Schellenberg's technical mastery of video morphing, coupled with the odd, but sensitive storyline, as well as the vintage presentation, make this one of the best works of video art that I have ever seen.
Also on the ground floor I liked the sensitive portraiture of Jamie Gerhold. They are superbly executed technically, but also manage to grasp that unique sense of personality from each subject that is so difficult to achieve in this most challenging of art genres. Note to Jamie: You need to enter the Outwin Boochever Portrait Competition and the deadline is Monday!
Still on the first deck, I liked the large charcoals and painterly pieces by Walter Bartman, Director and Founder of the Yellow Barn, and certainly not an "emerging artist" in a sense, since he has taught art in the Bethesda, Maryland area for over thirty years and his work is in the collection of the Hirshhorn Museum and Scupture Garden Library Collections.
Painter Phyllis Mayes also stands out by her very well executed set of self portraits, nearly all of which explore some odd facial expression.
They are a genuine delight to the eye, both as a painterly exercise and also as an intelligent delivery vehicle for highly personal imagery presented for us to admire.
Note to Phyllis: You too need to enter the Outwin Boochever Portrait Competition and the deadline is Monday!
Last cool find on this floor was David Hagen's funny illustrations depicting all ranges of subjects, including my favorite, a rather large sized Batman, possibly after the Dark Knight discovered carbohydrates.
The second floor was a little tougher for the critic in me. There is some very decent pottery on this floor, and some very cool and interesting ideas, some delivered better than others. Among the best are Roger Cutler's brutal and funny assault on postmodernism.
His "Domestic object with natural patina" at $10,000 can easily be visualized in the top white cube galleries of New York and London, and even in the early days of Art Basel Miami Beach and Pulse Art Fair, before those fairs' directions were rudely re-directed by the tough economy and they both made an U-turn for art that stands a chance of actually being acquired by a collector - or am I the only one who has noticed how both ABMB and Pulse are now dominated by figurative/representational art?
Deborah Winram collects objects and then presents them in jars - as a set, they offer a powerful image. The presentation reminded me of a very similar display at the second AOM ever - the one that was held at the former Lowe's space in Tenleytown - where an artist whose name escapes me had a whole wall of jars with these cool transparencies of her photography inside each jar.
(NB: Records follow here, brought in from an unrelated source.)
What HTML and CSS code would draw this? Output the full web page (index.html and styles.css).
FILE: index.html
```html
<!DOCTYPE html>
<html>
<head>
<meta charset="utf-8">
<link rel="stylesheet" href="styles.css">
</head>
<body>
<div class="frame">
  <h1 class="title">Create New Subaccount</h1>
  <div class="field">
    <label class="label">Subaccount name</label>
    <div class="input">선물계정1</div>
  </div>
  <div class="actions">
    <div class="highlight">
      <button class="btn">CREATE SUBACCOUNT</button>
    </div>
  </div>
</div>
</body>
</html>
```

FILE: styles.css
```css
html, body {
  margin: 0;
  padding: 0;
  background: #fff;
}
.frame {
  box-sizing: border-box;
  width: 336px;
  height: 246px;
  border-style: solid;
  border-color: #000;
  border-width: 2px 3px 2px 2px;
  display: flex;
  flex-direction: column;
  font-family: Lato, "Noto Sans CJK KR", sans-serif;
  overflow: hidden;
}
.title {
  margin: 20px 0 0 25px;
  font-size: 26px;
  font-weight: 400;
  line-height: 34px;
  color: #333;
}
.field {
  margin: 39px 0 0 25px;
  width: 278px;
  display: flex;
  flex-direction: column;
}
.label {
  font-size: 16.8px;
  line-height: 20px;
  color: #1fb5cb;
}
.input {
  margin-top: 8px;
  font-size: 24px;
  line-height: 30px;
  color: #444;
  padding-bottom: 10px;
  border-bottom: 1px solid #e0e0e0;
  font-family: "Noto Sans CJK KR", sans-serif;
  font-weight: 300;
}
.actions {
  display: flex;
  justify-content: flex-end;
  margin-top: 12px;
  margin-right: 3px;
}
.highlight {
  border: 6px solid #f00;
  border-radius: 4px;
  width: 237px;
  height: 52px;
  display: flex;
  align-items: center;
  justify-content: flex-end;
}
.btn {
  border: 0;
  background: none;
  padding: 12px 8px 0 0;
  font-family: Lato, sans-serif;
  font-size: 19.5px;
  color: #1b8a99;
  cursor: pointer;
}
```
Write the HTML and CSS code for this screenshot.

Wingram's power also lies in the presentation, which as a whole give us an insight into the found or collected objects displayed as art. I must wonder, however, on the dilution of this powerful piece if the pieces are meant to be acquired individually, as that would seem to dilute its associative presence.
The third floor's favorites were started by Keyleigh Montgomery's back lit photographic landscapes, but it was Jenny Wallace who wins this floor with a super flexing of artistic installation skills with her multi-effect installation in a very cool, somewhat macabre odd room to the left of the performing stage.
The basement is dominated by the exceptional work of Margaret Dowell and here she displays her "Sidi Flowchart" series. In these powerful pieces, Dowell depicts the effects of alcohol addition and eventual recovery on her friend Sidi, from childhood to the present. In the hands of a master painter such as Dowell is, the storyline delivers a punch to the visual senses that is hard to forget.
AOM Frederick is on through November 6 - go see it this weekend! The hours are Wednesdays & Thursdays, 11 am - 9 pm, Fridays & Saturdays, 11 am - 12 am and Sundays 12 pm - 6 pm.